Except maybe the “going to gym regularly” part...Oh..and the "going to Jap class regularly" part also lah…. But exam is next week and I have not been revising. *shrug* last minute is my middle name.

A pile of new books STILL in the boxes, unwrapped, untouched, unread. note to self: buy wrapper. no wonder my brain is not progressing lately. Aih. Lack of knowledge juice. Boo!
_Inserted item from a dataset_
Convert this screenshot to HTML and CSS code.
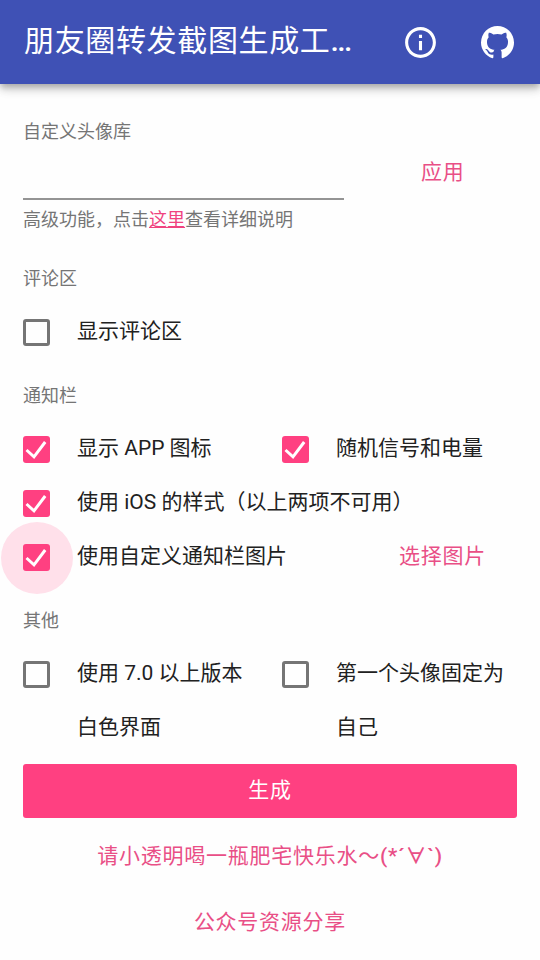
FILE: index.html
```html
<!DOCTYPE html>
<html lang="zh-CN">
<head>
<meta charset="utf-8">
<title>朋友圈转发截图生成工具</title>
<link rel="stylesheet" href="styles.css">
</head>
<body>
<header class="app-bar">
  <h1 class="title">朋友圈转发截图生成工<span class="ellipsis">...</span></h1>
  <a class="icon-button"><svg class="info-icon" viewBox="0 0 24 24"><path d="M11 17h2v-6h-2v6zm1-15C6.480 2 2 6.480 2 12s4.480 10 10 10 10-4.480 10-10S17.520 2 12 2zm0 18c-4.410 0-8-3.590-8-8s3.590-8 8-8 8 3.590 8 8-3.590 8-8 8zM11 9h2V7h-2v2z"/></svg></a>
  <a class="icon-button"><svg class="github-icon" viewBox="2 2 20 20"><path d="M12,2A10,10 0 0,0 2,12C2,16.420 4.870,20.170 8.840,21.500C9.340,21.580 9.500,21.270 9.500,21C9.500,20.770 9.500,20.140 9.500,19.310C6.730,19.910 6.140,17.970 6.140,17.970C5.680,16.810 5.030,16.500 5.030,16.500C4.120,15.880 5.100,15.900 5.100,15.900C6.100,15.970 6.630,16.930 6.630,16.930C7.500,18.450 8.970,18 9.540,17.760C9.630,17.110 9.890,16.670 10.170,16.420C7.950,16.170 5.620,15.310 5.620,11.500C5.620,10.390 6,9.500 6.650,8.790C6.550,8.540 6.200,7.500 6.750,6.150C6.750,6.150 7.590,5.880 9.500,7.170C10.290,6.950 11.150,6.840 12,6.840C12.850,6.840 13.710,6.950 14.500,7.170C16.410,5.880 17.250,6.150 17.250,6.150C17.800,7.500 17.450,8.540 17.350,8.790C18,9.500 18.380,10.390 18.380,11.500C18.380,15.320 16.040,16.160 13.810,16.410C14.170,16.720 14.500,17.330 14.500,18.260C14.500,19.600 14.500,20.680 14.500,21C14.500,21.270 14.660,21.590 15.170,21.500C19.140,20.160 22,16.420 22,12A10,10 0 0,0 12,2Z"/></svg></a>
</header>
<main class="content">
  <section class="avatar">
    <div class="field">
      <label class="caption" for="library">自定义头像库</label>
      <input class="input" id="library" type="text">
      <p class="caption helper">高级功能，点击<a class="link">这里</a>查看详细说明</p>
    </div>
    <a class="text-button apply">应用</a>
  </section>

  <h2 class="caption heading">评论区</h2>
  <div class="row">
    <label class="option"><span class="box"></span><span>显示评论区</span></label>
  </div>

  <h2 class="caption heading">通知栏</h2>
  <div class="row">
    <label class="option"><span class="box checked"><svg class="check" viewBox="0 0 27 27"><path d="M3.500 14 11 20.800 22.200 6"/></svg></span><span>显示 APP 图标</span></label>
    <label class="option"><span class="box checked"><svg class="check" viewBox="0 0 27 27"><path d="M3.500 14 11 20.800 22.200 6"/></svg></span><span>随机信号和电量</span></label>
  </div>
  <div class="row">
    <label class="option wide"><span class="box checked"><svg class="check" viewBox="0 0 27 27"><path d="M3.500 14 11 20.800 22.200 6"/></svg></span><span>使用 iOS 的样式（以上两项不可用）</span></label>
  </div>
  <div class="row">
    <label class="option custom"><span class="box checked focused"><svg class="check" viewBox="0 0 27 27"><path d="M3.500 14 11 20.800 22.200 6"/></svg></span><span>使用自定义通知栏图片</span></label>
    <a class="text-button">选择图片</a>
  </div>

  <h2 class="caption heading">其他</h2>
  <div class="row">
    <label class="option"><span class="box"></span><span>使用 7.0 以上版本白色界面</span></label>
    <label class="option"><span class="box"></span><span>第一个头像固定为自己</span></label>
  </div>

  <button class="generate">生成</button>
  <nav class="links">
    <a class="text-button">请小透明喝一瓶肥宅快乐水～<span class="face">(*´∀`)</span></a>
    <a class="text-button">公众号资源分享</a>
  </nav>
</main>
</body>
</html>
```
FILE: styles.css
```css
* {
  box-sizing: border-box;
}

body {
  margin: 0;
  height: 960px;
  overflow: hidden;
  background: #fefefe;
  color: #212121;
  font: 21px/54px Roboto, "Noto Sans CJK SC", sans-serif;
}

.app-bar {
  display: flex;
  align-items: center;
  height: 84px;
  padding: 0 24px;
  background: #3f51b5;
  color: #fff;
  box-shadow: 0 3px 6px -1px rgba(0, 0, 0, .2), 0 6px 8px rgba(0, 0, 0, .14), 0 1px 15px rgba(0, 0, 0, .12);
}

.title {
  flex: 1;
  margin: 0;
  padding-bottom: 3px;
  font-size: 30px;
  font-weight: 400;
  letter-spacing: .65px;
  white-space: nowrap;
}

.ellipsis {
  font-weight: 500;
  letter-spacing: -1.600px;
}

.icon-button {
  display: flex;
  margin-left: 42px;
}

.icon-button svg {
  display: block;
  fill: #fff;
}

.info-icon {
  width: 37px;
  height: 37px;
}

.github-icon {
  width: 33px;
  height: 33px;
  margin: 0 2px 0 .5px;
}

.content {
  padding: 34px 23px 0;
}

.avatar {
  display: flex;
  height: 147px;
}

.field {
  width: 321px;
}

.caption {
  display: block;
  margin: 0;
  color: #757575;
  font-size: 18px;
  font-weight: 400;
  line-height: 27px;
}

.input {
  display: block;
  width: 100%;
  height: 55px;
  border: 0;
  border-bottom: 2px solid #949494;
  background: none;
}

.helper {
  margin-top: 6px;
}

.link {
  color: #f0437f;
  text-decoration: underline;
}

.text-button {
  color: #e94f86;
  letter-spacing: .75px;
  white-space: nowrap;
}

.row .text-button {
  line-height: 52px;
}

.face {
  font-weight: 500;
}

.apply {
  margin: 27px 0 0 77px;
}

.heading {
  height: 40px;
}

.row {
  display: flex;
}

.row + .heading {
  margin-top: 23px;
}

.option {
  display: flex;
  width: 259px;
  margin: -1px 0 1px;
  padding-right: 32px;
}

.option:nth-child(2) {
  width: 235px;
  padding-right: 12px;
}

.option.wide {
  width: 100%;
}

.option.custom {
  width: 376px;
}

.box {
  flex: none;
  width: 27px;
  height: 27px;
  margin: 15px 27px 0 0;
  border: 3px solid #757575;
  border-radius: 3px;
}

.checked {
  border: 0;
  background: #ff4081;
}

.focused {
  position: relative;
}

.focused::before {
  content: "";
  position: absolute;
  z-index: -1;
  inset: -22.500px;
  border-radius: 50%;
  background: #ffe0ea;
}

.check {
  display: block;
  width: 27px;
  height: 27px;
  fill: none;
  stroke: #fff;
  stroke-width: 3;
}

.generate {
  display: block;
  width: 100%;
  height: 54px;
  margin-top: 9px;
  padding: 0 0 2px;
  border: 0;
  border-radius: 3px;
  background: #ff4081;
  color: #fff;
  font: inherit;
  line-height: 50px;
  letter-spacing: .75px;
}

.links {
  display: flex;
  flex-direction: column;
  align-items: center;
  gap: 12px;
  padding-top: 11px;
}
```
The “go home more often” part was actually a major fail lah… I admit. BUT!!! At least I got spend time with daddy also mah… right? Right? Okay… I need to stop finding excuses. But I don’t want to be independent wor. Ok ok. Be brave. Vince was right. I need to really get out of my comfort zone and brave myself for a war. If not, I’ll be forever like this. Time to set a goal and try to achieve it. Only then he can stop saying that I have 小女人 attitude problem. Yea.. I admit sometimes I’m too desperate to be a 小女人 that I forget everything else. (Aiyah.. nobody will understand this lah…. Just let me rant ok?)
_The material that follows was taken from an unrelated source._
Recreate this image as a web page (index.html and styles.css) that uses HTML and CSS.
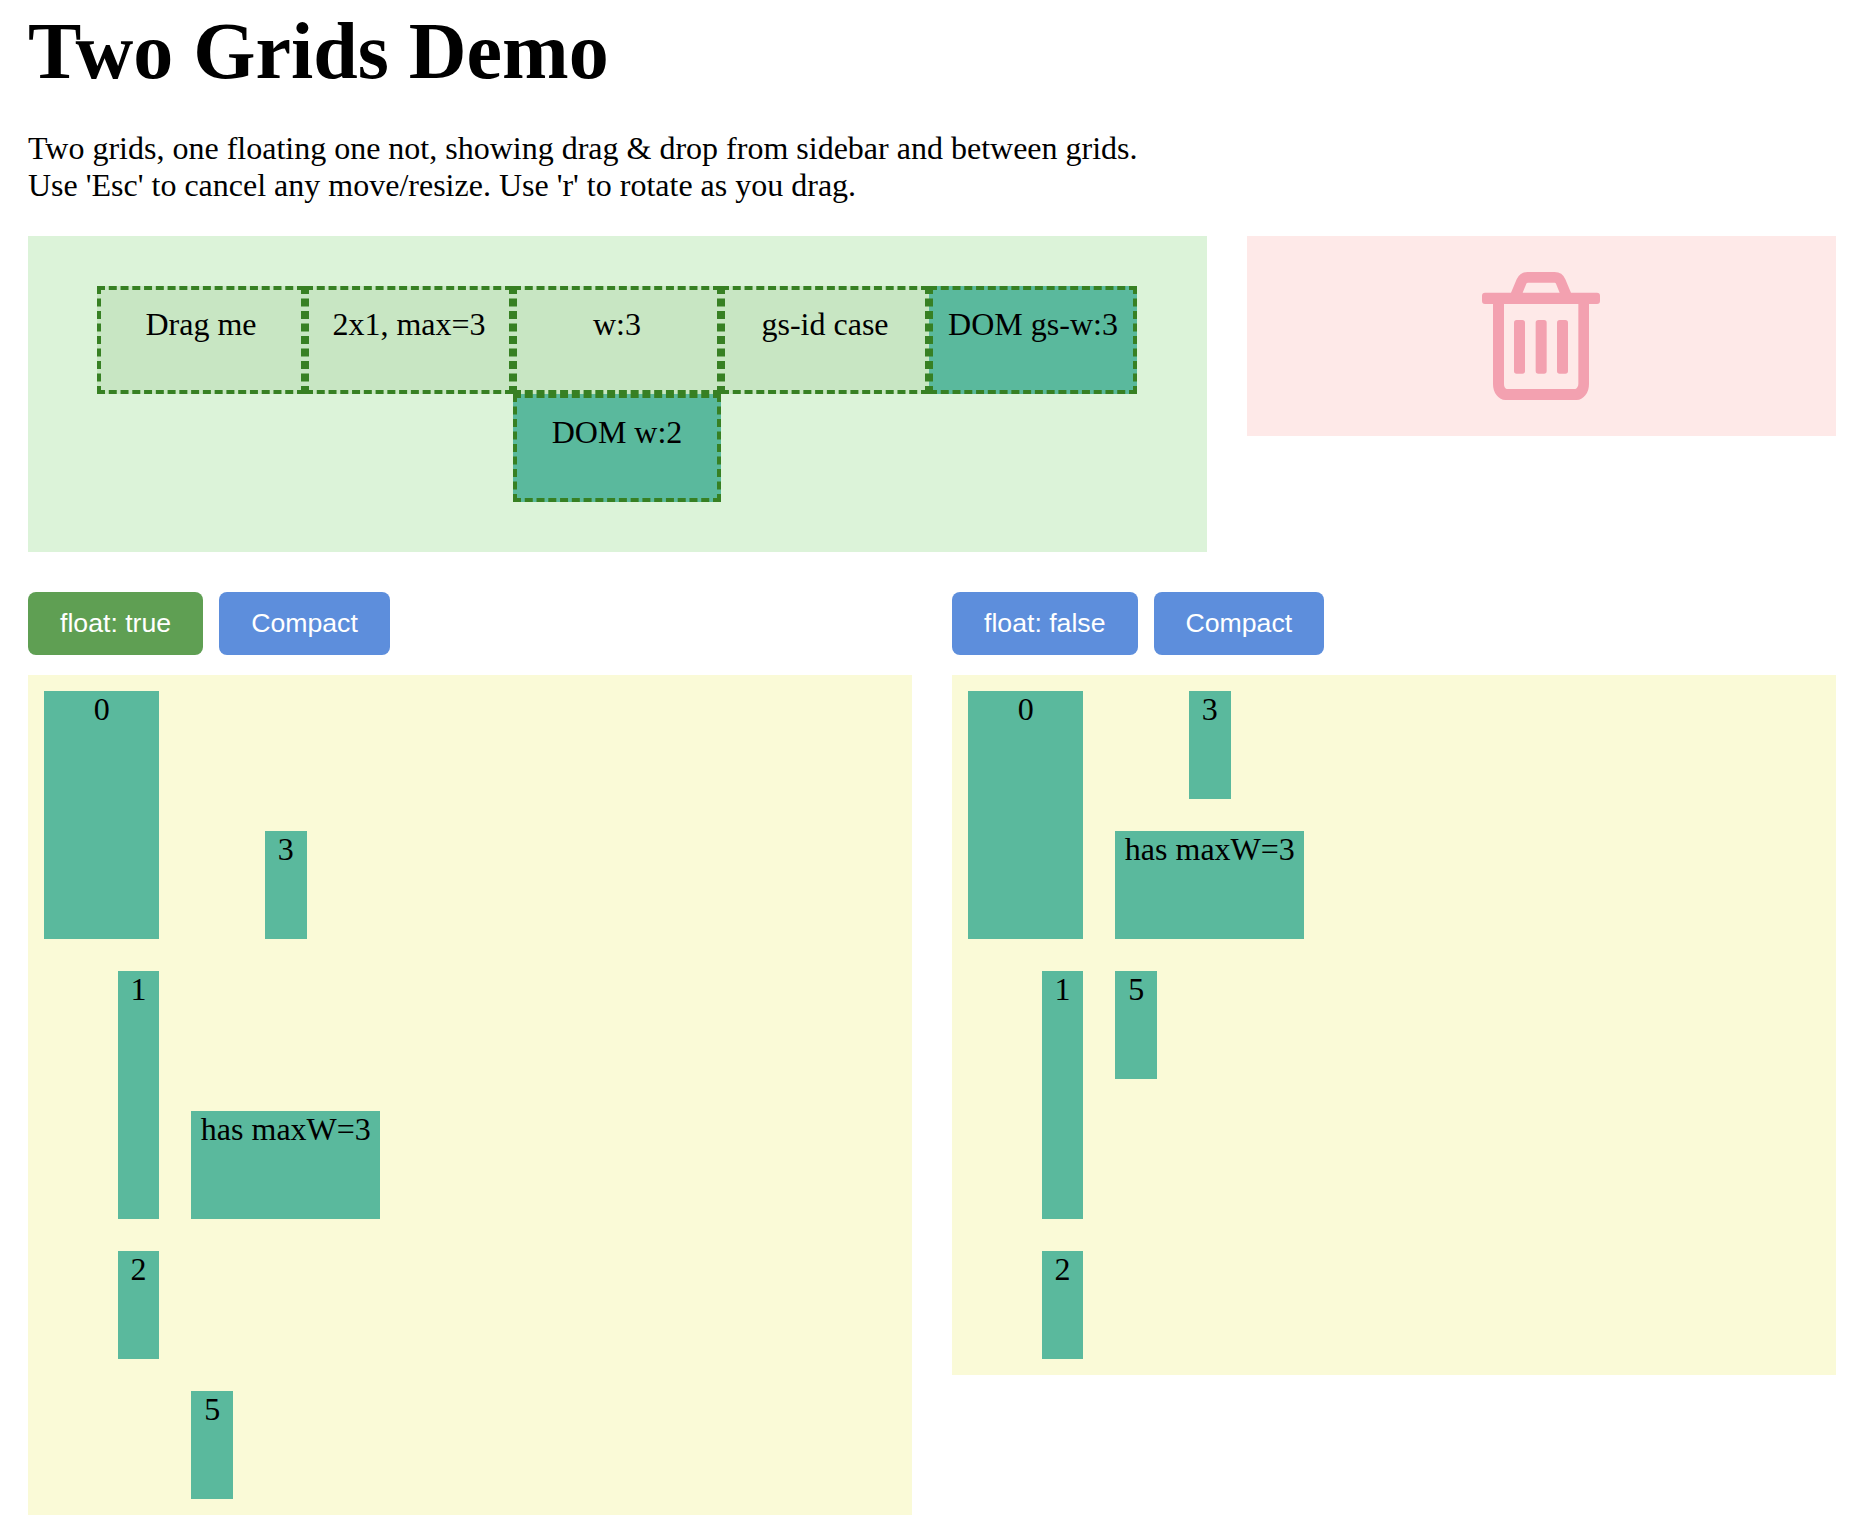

Quitting cigarette is also another issue that’s been ongoing for few years. And lately, I realized that in order to speed up the quitting part, I have to sacrifice my coffee. SACRIFYING MY COFFEE is a MAJOR NO! Boo! :( I need to think of another solution. Hmm.

I’ve always mentioned that I need to be more focused.

But the more I wanted to focus, the more I go astray.

Something just gotta happen and make me lose my mind.

Something just have to happen.

Maybe my focus ring spoiled already.

Pfft.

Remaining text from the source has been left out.